__What you will do__.
Wherever a line in the data below holds "React", copy that line.

__Data lines__.
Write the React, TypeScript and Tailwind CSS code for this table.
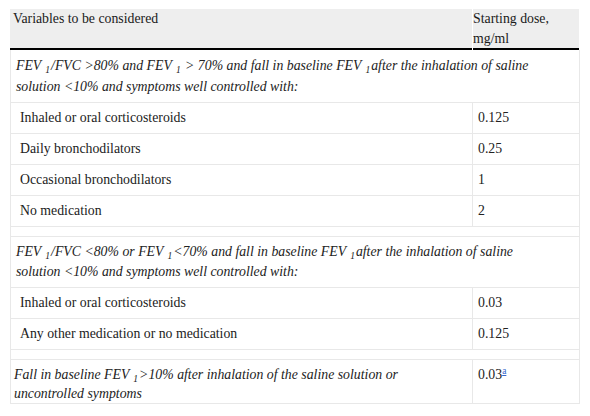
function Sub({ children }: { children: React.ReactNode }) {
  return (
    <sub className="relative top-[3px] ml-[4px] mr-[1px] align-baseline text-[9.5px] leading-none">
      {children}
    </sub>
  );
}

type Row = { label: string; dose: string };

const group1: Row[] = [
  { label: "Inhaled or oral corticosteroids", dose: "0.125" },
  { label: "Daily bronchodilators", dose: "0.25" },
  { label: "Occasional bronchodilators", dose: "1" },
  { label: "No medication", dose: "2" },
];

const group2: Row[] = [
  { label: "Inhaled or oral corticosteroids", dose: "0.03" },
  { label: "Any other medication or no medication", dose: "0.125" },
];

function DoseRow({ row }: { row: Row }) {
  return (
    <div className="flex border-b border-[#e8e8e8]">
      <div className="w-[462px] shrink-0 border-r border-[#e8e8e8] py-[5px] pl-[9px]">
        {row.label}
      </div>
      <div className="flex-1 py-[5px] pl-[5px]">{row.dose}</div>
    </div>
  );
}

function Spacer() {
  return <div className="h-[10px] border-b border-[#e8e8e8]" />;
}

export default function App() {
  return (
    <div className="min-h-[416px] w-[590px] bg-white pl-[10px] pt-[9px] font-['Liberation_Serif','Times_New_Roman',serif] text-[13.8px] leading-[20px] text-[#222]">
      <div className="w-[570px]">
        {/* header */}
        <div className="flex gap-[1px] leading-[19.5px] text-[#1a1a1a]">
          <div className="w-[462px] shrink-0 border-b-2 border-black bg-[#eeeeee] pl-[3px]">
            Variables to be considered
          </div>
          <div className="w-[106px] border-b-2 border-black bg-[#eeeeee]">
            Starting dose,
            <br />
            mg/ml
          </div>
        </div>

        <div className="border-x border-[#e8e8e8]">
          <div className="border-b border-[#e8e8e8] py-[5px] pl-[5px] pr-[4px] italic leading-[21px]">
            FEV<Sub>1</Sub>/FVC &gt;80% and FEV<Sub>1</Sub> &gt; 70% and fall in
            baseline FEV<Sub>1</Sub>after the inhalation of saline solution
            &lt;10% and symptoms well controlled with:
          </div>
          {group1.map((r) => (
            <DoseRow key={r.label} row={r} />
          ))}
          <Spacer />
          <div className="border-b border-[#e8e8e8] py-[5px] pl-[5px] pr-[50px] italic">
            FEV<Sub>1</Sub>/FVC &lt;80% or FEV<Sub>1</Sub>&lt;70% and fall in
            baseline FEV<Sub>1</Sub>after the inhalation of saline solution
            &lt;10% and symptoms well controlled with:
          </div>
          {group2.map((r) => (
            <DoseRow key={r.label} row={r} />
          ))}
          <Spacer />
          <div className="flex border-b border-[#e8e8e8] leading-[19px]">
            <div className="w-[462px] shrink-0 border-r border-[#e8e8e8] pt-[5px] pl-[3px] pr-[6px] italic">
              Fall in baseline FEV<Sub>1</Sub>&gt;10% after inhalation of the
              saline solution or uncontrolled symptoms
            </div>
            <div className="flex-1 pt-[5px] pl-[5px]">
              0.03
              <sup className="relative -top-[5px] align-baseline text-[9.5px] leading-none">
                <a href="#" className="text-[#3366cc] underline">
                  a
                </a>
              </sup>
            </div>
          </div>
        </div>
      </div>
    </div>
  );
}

__Final result__.
Write the React, TypeScript and Tailwind CSS code for this table.
function Sub({ children }: { children: React.ReactNode }) {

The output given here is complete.